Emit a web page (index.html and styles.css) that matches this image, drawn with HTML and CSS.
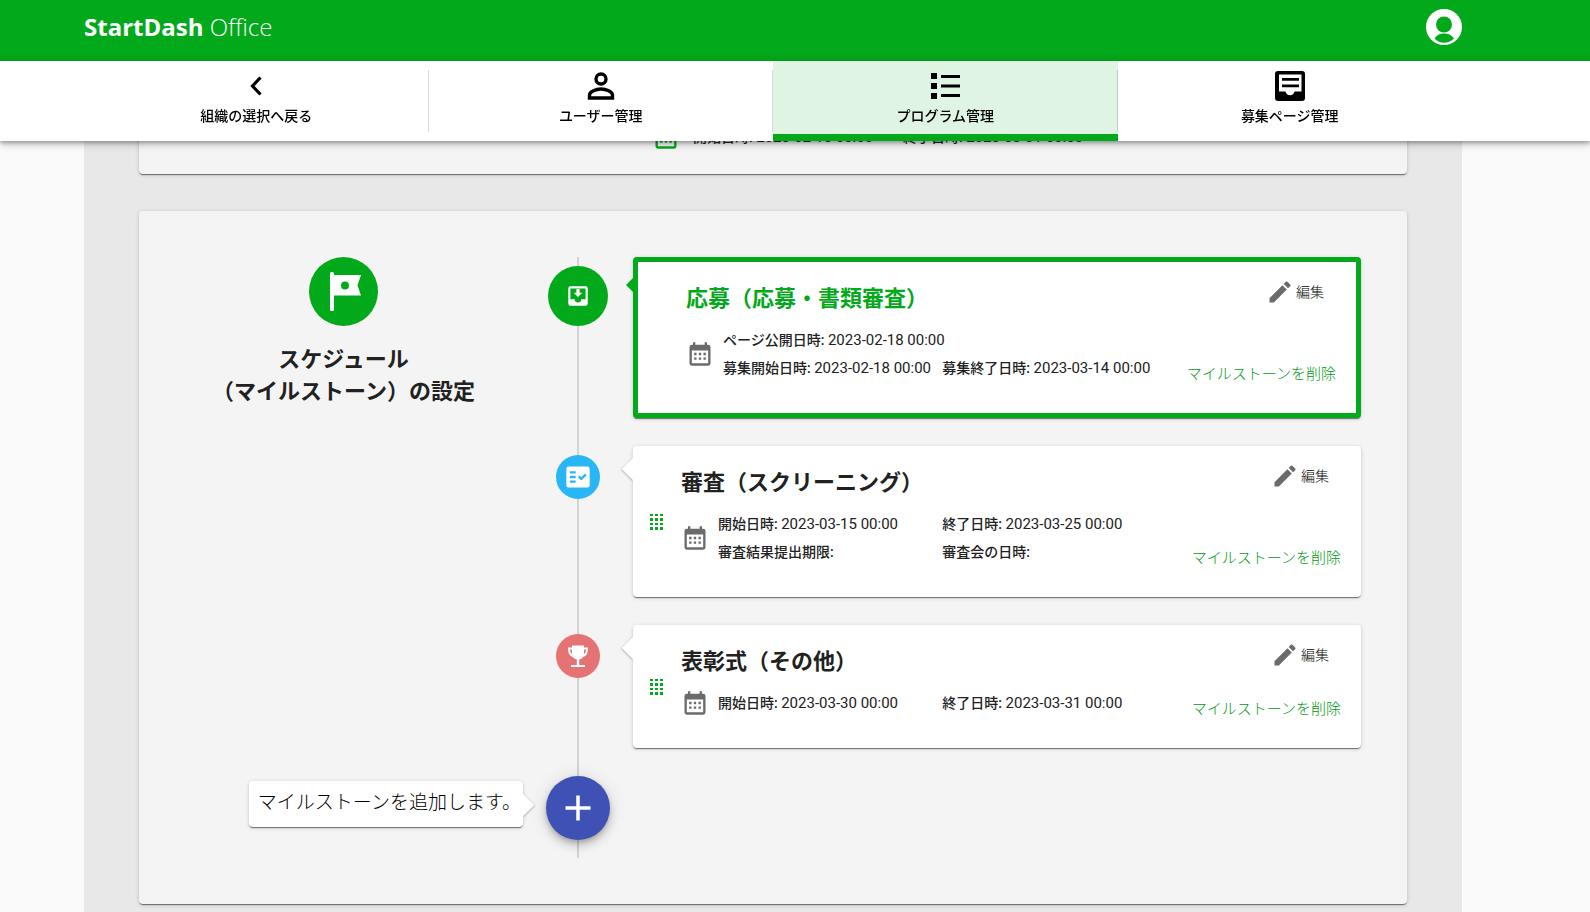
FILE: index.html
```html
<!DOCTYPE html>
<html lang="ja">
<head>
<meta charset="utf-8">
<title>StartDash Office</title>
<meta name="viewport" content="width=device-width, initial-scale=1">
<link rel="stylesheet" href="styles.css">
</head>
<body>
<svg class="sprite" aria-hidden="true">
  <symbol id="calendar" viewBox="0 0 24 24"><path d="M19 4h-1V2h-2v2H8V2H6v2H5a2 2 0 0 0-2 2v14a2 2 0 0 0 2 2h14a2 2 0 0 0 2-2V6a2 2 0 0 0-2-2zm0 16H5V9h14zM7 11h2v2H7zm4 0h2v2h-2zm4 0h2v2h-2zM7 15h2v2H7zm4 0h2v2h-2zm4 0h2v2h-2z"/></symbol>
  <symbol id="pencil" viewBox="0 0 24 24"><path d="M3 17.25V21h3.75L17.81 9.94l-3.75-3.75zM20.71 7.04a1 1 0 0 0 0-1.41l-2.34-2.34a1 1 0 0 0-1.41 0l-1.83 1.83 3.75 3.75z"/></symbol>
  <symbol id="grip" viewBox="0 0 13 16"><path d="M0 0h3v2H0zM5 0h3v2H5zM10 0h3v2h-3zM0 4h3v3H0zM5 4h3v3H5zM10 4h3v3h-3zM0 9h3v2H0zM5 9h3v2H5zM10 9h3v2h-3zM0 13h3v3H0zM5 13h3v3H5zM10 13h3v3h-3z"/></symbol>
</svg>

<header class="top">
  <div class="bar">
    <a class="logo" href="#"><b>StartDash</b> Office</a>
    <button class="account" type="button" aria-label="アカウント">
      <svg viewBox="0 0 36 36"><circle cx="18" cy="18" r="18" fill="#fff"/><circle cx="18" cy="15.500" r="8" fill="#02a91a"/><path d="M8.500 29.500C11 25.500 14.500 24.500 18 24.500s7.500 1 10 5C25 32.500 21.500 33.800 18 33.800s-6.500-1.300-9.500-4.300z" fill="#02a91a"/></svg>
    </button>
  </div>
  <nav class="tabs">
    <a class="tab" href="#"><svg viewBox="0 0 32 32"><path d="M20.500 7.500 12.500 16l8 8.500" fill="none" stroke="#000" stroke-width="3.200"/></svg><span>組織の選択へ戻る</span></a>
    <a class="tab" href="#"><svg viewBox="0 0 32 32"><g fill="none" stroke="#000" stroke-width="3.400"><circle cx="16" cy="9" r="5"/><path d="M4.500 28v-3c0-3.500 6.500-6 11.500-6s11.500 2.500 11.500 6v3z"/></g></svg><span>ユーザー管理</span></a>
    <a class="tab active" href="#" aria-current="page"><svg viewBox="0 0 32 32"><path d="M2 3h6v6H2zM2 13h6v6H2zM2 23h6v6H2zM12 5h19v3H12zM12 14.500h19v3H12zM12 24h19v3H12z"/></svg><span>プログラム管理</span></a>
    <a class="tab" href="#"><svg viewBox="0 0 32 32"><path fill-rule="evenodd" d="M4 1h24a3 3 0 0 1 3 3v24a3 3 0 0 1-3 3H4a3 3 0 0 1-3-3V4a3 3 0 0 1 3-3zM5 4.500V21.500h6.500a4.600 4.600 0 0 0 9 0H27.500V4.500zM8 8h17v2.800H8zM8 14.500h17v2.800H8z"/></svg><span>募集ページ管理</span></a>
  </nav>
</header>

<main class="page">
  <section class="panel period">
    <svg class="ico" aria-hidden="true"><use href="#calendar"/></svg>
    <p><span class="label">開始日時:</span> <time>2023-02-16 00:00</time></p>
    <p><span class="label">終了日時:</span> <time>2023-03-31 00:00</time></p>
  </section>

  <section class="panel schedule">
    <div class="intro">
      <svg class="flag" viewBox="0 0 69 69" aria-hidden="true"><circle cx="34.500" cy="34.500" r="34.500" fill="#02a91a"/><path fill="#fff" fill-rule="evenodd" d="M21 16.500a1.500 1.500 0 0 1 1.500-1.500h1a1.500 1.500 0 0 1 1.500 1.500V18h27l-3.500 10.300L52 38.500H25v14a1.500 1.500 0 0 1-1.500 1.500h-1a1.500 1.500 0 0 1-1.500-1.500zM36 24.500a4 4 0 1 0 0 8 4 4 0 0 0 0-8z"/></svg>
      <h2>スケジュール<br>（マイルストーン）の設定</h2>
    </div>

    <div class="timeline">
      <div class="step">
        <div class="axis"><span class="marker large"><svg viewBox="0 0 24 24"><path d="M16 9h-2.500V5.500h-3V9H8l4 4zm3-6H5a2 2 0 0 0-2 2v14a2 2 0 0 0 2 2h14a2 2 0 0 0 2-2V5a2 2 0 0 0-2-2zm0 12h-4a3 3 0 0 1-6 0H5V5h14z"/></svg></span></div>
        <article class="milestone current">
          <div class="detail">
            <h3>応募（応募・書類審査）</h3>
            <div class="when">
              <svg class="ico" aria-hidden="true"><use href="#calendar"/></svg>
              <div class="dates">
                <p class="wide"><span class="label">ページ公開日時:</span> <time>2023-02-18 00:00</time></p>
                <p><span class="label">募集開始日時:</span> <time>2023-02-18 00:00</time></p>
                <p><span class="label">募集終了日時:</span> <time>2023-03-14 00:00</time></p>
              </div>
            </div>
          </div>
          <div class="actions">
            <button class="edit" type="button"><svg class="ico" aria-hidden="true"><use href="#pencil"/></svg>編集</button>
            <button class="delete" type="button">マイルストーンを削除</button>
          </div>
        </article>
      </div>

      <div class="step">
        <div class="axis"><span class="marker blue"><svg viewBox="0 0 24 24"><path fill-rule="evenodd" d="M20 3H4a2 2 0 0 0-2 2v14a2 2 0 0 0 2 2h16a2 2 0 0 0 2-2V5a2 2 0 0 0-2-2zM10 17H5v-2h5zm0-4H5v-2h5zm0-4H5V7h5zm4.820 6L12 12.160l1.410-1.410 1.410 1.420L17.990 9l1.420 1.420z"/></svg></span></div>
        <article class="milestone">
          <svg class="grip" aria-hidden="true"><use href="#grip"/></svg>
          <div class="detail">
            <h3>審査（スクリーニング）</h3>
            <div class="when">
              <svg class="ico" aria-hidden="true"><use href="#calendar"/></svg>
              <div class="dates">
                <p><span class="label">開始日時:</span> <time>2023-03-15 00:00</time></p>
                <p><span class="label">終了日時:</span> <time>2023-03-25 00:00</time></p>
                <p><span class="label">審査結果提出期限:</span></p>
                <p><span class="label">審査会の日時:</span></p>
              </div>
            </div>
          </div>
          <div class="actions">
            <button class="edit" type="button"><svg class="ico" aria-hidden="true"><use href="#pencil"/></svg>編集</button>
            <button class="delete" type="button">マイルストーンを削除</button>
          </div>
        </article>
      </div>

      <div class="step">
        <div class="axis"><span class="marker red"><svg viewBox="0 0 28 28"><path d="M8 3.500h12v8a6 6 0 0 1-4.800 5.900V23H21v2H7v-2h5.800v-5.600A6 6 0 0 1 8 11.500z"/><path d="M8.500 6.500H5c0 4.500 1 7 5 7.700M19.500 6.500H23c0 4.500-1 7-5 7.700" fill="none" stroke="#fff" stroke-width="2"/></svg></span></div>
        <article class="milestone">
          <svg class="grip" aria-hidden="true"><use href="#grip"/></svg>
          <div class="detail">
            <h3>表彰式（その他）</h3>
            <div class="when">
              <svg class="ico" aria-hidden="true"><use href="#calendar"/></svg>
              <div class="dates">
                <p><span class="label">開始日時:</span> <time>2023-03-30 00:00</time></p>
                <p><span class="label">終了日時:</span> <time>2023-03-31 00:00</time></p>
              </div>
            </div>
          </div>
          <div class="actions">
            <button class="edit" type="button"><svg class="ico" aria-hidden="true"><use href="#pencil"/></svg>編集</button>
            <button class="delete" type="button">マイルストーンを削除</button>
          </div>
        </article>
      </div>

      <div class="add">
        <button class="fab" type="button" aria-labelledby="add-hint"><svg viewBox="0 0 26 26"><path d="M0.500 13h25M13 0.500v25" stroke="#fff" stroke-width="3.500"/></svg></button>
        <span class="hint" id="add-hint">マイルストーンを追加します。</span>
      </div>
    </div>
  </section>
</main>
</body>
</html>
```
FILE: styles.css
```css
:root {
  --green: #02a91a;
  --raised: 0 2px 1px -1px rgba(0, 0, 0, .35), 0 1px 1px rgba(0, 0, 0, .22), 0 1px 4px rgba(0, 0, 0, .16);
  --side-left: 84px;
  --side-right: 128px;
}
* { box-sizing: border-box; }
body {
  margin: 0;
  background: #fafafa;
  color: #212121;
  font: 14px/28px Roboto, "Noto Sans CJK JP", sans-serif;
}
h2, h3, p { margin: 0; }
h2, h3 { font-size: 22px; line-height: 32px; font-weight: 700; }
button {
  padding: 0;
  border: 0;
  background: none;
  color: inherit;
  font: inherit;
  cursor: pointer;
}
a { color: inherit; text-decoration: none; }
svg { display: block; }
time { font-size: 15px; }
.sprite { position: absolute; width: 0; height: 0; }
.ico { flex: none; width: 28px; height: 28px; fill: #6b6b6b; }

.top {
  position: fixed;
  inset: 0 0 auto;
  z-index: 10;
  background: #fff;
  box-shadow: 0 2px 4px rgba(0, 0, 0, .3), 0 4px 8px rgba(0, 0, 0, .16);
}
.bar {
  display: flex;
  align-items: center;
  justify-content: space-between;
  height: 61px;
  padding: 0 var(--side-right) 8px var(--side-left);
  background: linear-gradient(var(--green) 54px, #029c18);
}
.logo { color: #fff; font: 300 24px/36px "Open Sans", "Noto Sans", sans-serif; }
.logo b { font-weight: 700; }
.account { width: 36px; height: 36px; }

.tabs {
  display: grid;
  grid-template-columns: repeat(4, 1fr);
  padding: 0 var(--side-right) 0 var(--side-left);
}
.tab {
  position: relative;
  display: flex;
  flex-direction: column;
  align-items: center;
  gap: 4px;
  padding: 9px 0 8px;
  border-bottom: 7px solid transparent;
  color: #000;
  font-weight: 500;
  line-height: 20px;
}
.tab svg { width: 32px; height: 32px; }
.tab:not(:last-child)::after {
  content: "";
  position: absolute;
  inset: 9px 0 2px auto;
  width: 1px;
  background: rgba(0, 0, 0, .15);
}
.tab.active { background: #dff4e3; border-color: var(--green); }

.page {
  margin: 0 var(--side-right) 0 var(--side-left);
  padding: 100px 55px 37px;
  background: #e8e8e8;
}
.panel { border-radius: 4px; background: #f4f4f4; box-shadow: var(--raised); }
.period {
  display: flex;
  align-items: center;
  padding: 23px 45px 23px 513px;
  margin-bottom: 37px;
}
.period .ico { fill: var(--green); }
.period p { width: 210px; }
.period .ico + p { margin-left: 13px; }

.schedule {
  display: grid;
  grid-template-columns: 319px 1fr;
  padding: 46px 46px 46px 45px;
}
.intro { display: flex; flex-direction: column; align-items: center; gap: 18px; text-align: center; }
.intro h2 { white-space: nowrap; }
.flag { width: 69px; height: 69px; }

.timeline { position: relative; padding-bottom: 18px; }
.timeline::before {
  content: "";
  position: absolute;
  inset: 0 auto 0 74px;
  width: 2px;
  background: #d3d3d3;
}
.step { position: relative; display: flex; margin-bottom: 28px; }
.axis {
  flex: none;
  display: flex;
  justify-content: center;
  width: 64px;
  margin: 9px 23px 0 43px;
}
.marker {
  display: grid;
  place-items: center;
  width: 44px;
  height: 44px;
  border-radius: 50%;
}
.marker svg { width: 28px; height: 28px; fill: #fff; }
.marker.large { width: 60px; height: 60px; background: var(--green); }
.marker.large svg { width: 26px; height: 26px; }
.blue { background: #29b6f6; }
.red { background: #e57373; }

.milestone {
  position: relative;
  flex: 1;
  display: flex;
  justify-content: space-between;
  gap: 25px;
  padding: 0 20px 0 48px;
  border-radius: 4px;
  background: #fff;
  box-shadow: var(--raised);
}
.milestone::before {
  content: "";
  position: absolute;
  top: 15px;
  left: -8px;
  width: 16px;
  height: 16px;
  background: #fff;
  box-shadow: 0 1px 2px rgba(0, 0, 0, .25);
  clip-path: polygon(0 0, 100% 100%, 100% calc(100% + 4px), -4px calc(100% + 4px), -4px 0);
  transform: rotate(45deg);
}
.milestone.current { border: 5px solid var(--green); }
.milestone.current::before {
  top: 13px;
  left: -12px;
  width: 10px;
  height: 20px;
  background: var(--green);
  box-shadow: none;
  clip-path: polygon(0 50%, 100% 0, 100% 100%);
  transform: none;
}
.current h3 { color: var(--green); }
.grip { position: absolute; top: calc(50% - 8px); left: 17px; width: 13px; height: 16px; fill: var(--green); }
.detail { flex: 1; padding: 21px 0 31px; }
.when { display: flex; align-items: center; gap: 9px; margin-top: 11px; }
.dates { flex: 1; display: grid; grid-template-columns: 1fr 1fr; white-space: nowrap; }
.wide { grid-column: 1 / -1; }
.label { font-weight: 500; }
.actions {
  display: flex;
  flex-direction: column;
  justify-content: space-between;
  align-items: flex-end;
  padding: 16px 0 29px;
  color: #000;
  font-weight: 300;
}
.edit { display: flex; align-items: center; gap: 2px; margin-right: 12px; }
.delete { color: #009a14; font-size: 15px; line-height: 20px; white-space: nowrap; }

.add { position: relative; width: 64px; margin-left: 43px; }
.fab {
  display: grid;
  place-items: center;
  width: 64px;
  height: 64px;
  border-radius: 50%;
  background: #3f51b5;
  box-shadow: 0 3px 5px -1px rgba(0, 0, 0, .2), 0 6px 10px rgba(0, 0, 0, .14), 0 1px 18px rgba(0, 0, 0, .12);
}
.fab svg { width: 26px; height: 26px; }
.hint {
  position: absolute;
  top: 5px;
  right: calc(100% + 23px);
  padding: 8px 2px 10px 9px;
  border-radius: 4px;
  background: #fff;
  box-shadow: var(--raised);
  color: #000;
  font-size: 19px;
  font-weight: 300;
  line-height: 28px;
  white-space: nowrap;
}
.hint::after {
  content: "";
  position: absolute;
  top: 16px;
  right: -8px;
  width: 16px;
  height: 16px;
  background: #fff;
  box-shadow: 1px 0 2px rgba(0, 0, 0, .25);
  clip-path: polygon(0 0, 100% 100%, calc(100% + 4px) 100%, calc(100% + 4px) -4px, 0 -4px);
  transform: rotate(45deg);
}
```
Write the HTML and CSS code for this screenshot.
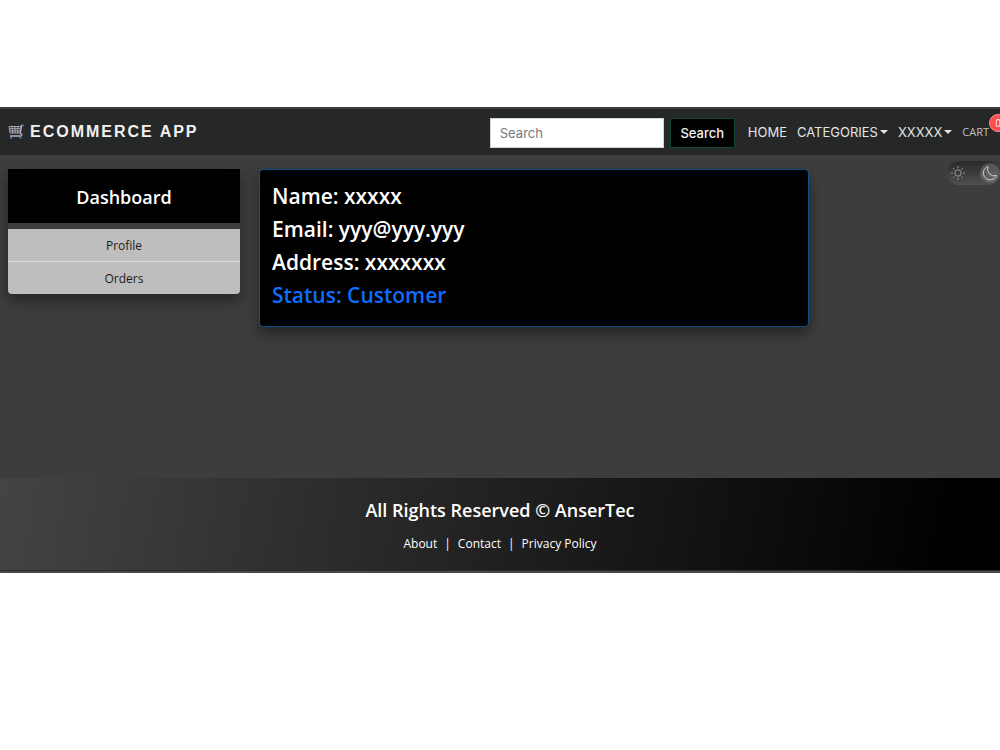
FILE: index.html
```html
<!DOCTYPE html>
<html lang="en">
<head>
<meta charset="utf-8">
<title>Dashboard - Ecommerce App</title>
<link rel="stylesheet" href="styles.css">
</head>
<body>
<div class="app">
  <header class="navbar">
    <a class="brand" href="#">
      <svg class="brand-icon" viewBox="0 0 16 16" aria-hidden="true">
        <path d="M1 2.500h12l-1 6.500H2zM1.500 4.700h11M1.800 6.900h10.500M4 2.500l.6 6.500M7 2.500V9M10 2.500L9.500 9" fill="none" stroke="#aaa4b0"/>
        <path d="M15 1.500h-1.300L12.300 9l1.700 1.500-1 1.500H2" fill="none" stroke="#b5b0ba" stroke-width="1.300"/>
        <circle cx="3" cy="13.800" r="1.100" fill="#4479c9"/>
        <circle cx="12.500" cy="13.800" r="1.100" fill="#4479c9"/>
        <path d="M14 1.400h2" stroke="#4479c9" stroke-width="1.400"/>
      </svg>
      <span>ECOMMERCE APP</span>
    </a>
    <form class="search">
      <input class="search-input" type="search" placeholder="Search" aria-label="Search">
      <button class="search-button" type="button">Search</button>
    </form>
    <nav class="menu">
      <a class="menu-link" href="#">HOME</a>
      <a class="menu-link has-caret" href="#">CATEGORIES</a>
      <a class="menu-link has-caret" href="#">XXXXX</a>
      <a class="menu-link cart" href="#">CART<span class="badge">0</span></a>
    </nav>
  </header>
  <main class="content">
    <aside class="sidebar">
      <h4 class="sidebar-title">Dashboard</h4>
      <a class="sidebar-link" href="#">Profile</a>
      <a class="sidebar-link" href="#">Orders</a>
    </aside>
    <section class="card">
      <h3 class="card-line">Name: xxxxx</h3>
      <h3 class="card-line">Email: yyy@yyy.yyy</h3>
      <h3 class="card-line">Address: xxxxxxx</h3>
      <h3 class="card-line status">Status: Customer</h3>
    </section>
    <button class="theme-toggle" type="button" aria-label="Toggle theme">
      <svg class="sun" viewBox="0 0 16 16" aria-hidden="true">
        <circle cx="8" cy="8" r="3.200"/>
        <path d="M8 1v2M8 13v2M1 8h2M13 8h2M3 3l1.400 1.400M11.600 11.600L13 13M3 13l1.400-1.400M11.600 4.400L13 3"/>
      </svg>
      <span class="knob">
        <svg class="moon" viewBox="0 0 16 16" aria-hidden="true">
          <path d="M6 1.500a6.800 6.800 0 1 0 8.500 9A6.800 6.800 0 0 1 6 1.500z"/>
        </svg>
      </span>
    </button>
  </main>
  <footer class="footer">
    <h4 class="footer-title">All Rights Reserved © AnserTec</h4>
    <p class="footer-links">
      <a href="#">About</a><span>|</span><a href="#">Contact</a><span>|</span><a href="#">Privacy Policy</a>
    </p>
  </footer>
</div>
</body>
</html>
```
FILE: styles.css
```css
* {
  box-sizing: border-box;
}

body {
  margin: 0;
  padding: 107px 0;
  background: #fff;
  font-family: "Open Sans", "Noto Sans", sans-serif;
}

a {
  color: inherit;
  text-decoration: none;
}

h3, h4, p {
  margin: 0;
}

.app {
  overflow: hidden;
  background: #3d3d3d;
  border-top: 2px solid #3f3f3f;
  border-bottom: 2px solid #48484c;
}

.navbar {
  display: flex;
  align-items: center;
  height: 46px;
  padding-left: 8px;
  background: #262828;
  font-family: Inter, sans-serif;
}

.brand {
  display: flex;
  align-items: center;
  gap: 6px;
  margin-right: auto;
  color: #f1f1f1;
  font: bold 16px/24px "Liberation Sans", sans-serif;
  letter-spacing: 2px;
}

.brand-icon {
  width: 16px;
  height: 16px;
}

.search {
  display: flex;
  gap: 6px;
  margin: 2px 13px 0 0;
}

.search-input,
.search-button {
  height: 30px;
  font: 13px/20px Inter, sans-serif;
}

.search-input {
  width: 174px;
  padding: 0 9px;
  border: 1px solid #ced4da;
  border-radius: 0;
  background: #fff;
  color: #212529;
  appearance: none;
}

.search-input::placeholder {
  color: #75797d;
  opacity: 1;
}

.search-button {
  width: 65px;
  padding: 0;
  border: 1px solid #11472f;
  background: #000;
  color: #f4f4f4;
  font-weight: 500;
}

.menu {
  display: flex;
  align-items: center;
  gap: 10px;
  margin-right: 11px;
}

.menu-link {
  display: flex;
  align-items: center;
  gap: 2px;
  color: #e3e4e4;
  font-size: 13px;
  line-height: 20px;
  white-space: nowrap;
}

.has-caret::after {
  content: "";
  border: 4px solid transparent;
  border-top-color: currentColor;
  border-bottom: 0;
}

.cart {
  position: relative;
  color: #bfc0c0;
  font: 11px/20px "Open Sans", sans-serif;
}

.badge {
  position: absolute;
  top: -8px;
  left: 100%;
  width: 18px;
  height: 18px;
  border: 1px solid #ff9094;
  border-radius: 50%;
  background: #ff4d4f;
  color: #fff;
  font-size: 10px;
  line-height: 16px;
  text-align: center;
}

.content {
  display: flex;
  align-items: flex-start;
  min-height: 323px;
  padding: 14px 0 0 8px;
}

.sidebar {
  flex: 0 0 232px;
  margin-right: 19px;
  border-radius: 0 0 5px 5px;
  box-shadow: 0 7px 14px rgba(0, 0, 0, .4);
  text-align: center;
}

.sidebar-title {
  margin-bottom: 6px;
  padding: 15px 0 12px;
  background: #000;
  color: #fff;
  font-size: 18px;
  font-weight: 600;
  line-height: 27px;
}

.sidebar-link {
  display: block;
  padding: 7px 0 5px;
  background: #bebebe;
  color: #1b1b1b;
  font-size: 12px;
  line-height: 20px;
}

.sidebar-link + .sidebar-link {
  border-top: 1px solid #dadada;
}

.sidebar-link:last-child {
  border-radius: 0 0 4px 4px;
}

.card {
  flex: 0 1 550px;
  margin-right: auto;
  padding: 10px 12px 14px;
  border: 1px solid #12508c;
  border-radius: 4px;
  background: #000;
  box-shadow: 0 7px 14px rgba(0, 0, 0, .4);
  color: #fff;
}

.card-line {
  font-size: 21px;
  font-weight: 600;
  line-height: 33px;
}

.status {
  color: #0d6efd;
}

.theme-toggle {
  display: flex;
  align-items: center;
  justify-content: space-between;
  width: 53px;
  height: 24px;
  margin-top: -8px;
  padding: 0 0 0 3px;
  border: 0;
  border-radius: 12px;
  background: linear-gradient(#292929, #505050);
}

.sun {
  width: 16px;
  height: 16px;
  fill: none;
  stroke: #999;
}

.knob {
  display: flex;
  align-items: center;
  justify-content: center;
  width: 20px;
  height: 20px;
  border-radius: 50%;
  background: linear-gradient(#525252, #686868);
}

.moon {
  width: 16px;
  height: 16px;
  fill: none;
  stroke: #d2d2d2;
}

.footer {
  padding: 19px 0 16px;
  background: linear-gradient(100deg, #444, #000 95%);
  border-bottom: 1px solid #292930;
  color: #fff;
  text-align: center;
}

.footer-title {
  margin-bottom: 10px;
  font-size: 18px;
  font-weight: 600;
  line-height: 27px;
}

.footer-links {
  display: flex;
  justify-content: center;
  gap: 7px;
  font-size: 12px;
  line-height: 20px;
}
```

### BRIEF
Each line that holds the word "this" should be extracted from the records.

### CORRECT OUTPUT
Emit a web page (index.html and styles.css) that matches this image, drawn with HTML and CSS.
Write the HTML and CSS code for this screenshot.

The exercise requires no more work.